#### [What you need to do]
Drop every picture, then transcribe the remaining data exactly.

# # #

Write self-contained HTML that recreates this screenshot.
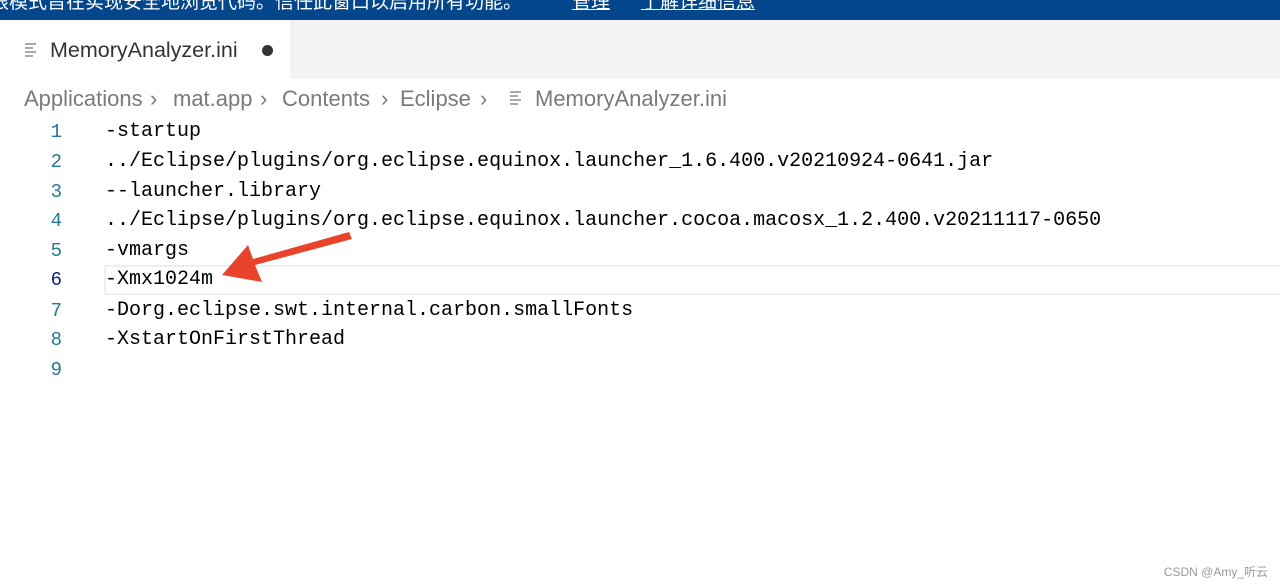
<!DOCTYPE html>
<html><head><meta charset="utf-8"><style>
body{margin:0;width:1280px;height:586px;background:#fff;overflow:hidden;position:relative;font-family:"Liberation Sans","Noto Sans CJK SC",sans-serif}
.banner{position:absolute;left:-10px;top:0;width:1290px;height:20px;background:#03468c;color:#fff;font-size:19px;line-height:6px;white-space:nowrap;overflow:hidden}
.tabbar{position:absolute;top:20px;left:0;width:1280px;height:59px;background:#f3f3f3}
.tab{position:absolute;left:0;top:0;width:290px;height:59px;background:#fff}
.tab .t{position:absolute;left:50px;top:18px;font-size:21.5px;color:#333}
.dot{position:absolute;left:262px;top:25px;width:11px;height:11px;border-radius:50%;background:#333}
.ico{position:absolute;width:11px}
.ico i{display:block;height:2px;background:#aaa;margin-bottom:2px}
.bc{position:absolute;top:86px;font-size:22px;color:#7a7a7a;white-space:nowrap}
.ln{position:absolute;left:0;width:62px;text-align:right;font-family:"Liberation Mono",monospace;font-size:19px;color:#237893}
.code{position:absolute;left:105px;font-family:"Liberation Mono",monospace;font-size:20px;color:#000;white-space:pre}
.cur{position:absolute;left:104px;top:265px;width:1180px;height:26px;border:2px solid #eee}
.wm{position:absolute;right:12px;bottom:6px;font-size:12px;color:#999}
</style></head><body>
<div class="banner">限模式旨在实现安全地浏览代码。信任此窗口以启用所有功能。<u style="position:absolute;left:582px">管理</u><u style="position:absolute;left:651px">了解详细信息</u></div>
<div class="tabbar"><div class="tab">
<div class="ico" style="left:25px;top:23px"><i></i><i style="width:8px"></i><i></i><i style="width:8px"></i></div>
<div class="t">MemoryAnalyzer.ini</div><div class="dot"></div></div></div>
<div class="bc" style="left:24px">Applications</div>
<div class="bc" style="left:150px">›</div>
<div class="bc" style="left:173px">mat.app</div>
<div class="bc" style="left:260px">›</div>
<div class="bc" style="left:282px">Contents</div>
<div class="bc" style="left:381px">›</div>
<div class="bc" style="left:400px">Eclipse</div>
<div class="bc" style="left:480px">›</div>
<div class="bc" style="left:535px">MemoryAnalyzer.ini</div>
<div class="ico" style="left:510px;top:91px"><i></i><i style="width:8px"></i><i></i><i style="width:8px"></i></div>
<div class="cur"></div>
<div class="ln" style="top:121px">1</div><div class="code" style="top:120px">-startup</div>
<div class="ln" style="top:151px">2</div><div class="code" style="top:150px">../Eclipse/plugins/org.eclipse.equinox.launcher_1.6.400.v20210924-0641.jar</div>
<div class="ln" style="top:181px">3</div><div class="code" style="top:180px">--launcher.library</div>
<div class="ln" style="top:210px">4</div><div class="code" style="top:209px">../Eclipse/plugins/org.eclipse.equinox.launcher.cocoa.macosx_1.2.400.v20211117-0650</div>
<div class="ln" style="top:240px">5</div><div class="code" style="top:239px">-vmargs</div>
<div class="ln" style="top:269px;color:#0b216f">6</div><div class="code" style="top:268px">-Xmx1024m</div>
<div class="ln" style="top:300px">7</div><div class="code" style="top:299px">-Dorg.eclipse.swt.internal.carbon.smallFonts</div>
<div class="ln" style="top:329px">8</div><div class="code" style="top:328px">-XstartOnFirstThread</div>
<div class="ln" style="top:359px">9</div>
<svg style="position:absolute;left:0;top:0" width="1280" height="586"><path d="M349 232 L352 239 L255 265 L262 282 L222 275 L248 245 L253 259 Z" fill="#e8432b"/></svg>
<div class="wm">CSDN @Amy_听云</div>
</body></html>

# # #

#### [Task solution]
Write self-contained HTML that recreates this screenshot.
<!DOCTYPE html>
<html><head><meta charset="utf-8"><style>
body{margin:0;width:1280px;height:586px;background:#fff;overflow:hidden;position:relative;font-family:"Liberation Sans","Noto Sans CJK SC",sans-serif}
.banner{position:absolute;left:-10px;top:0;width:1290px;height:20px;background:#03468c;color:#fff;font-size:19px;line-height:6px;white-space:nowrap;overflow:hidden}
.tabbar{position:absolute;top:20px;left:0;width:1280px;height:59px;background:#f3f3f3}
.tab{position:absolute;left:0;top:0;width:290px;height:59px;background:#fff}
.tab .t{position:absolute;left:50px;top:18px;font-size:21.5px;color:#333}
.dot{position:absolute;left:262px;top:25px;width:11px;height:11px;border-radius:50%;background:#333}
.ico{position:absolute;width:11px}
.ico i{display:block;height:2px;background:#aaa;margin-bottom:2px}
.bc{position:absolute;top:86px;font-size:22px;color:#7a7a7a;white-space:nowrap}
.ln{position:absolute;left:0;width:62px;text-align:right;font-family:"Liberation Mono",monospace;font-size:19px;color:#237893}
.code{position:absolute;left:105px;font-family:"Liberation Mono",monospace;font-size:20px;color:#000;white-space:pre}
.cur{position:absolute;left:104px;top:265px;width:1180px;height:26px;border:2px solid #eee}
.wm{position:absolute;right:12px;bottom:6px;font-size:12px;color:#999}
</style></head><body>
<div class="banner">限模式旨在实现安全地浏览代码。信任此窗口以启用所有功能。<u style="position:absolute;left:582px">管理</u><u style="position:absolute;left:651px">了解详细信息</u></div>
<div class="tabbar"><div class="tab">
<div class="ico" style="left:25px;top:23px"><i></i><i style="width:8px"></i><i></i><i style="width:8px"></i></div>
<div class="t">MemoryAnalyzer.ini</div><div class="dot"></div></div></div>
<div class="bc" style="left:24px">Applications</div>
<div class="bc" style="left:150px">›</div>
<div class="bc" style="left:173px">mat.app</div>
<div class="bc" style="left:260px">›</div>
<div class="bc" style="left:282px">Contents</div>
<div class="bc" style="left:381px">›</div>
<div class="bc" style="left:400px">Eclipse</div>
<div class="bc" style="left:480px">›</div>
<div class="bc" style="left:535px">MemoryAnalyzer.ini</div>
<div class="ico" style="left:510px;top:91px"><i></i><i style="width:8px"></i><i></i><i style="width:8px"></i></div>
<div class="cur"></div>
<div class="ln" style="top:121px">1</div><div class="code" style="top:120px">-startup</div>
<div class="ln" style="top:151px">2</div><div class="code" style="top:150px">../Eclipse/plugins/org.eclipse.equinox.launcher_1.6.400.v20210924-0641.jar</div>
<div class="ln" style="top:181px">3</div><div class="code" style="top:180px">--launcher.library</div>
<div class="ln" style="top:210px">4</div><div class="code" style="top:209px">../Eclipse/plugins/org.eclipse.equinox.launcher.cocoa.macosx_1.2.400.v20211117-0650</div>
<div class="ln" style="top:240px">5</div><div class="code" style="top:239px">-vmargs</div>
<div class="ln" style="top:269px;color:#0b216f">6</div><div class="code" style="top:268px">-Xmx1024m</div>
<div class="ln" style="top:300px">7</div><div class="code" style="top:299px">-Dorg.eclipse.swt.internal.carbon.smallFonts</div>
<div class="ln" style="top:329px">8</div><div class="code" style="top:328px">-XstartOnFirstThread</div>
<div class="ln" style="top:359px">9</div>
<svg style="position:absolute;left:0;top:0" width="1280" height="586"><path d="M349 232 L352 239 L255 265 L262 282 L222 275 L248 245 L253 259 Z" fill="#e8432b"/></svg>
<div class="wm">CSDN @Amy_听云</div>
</body></html>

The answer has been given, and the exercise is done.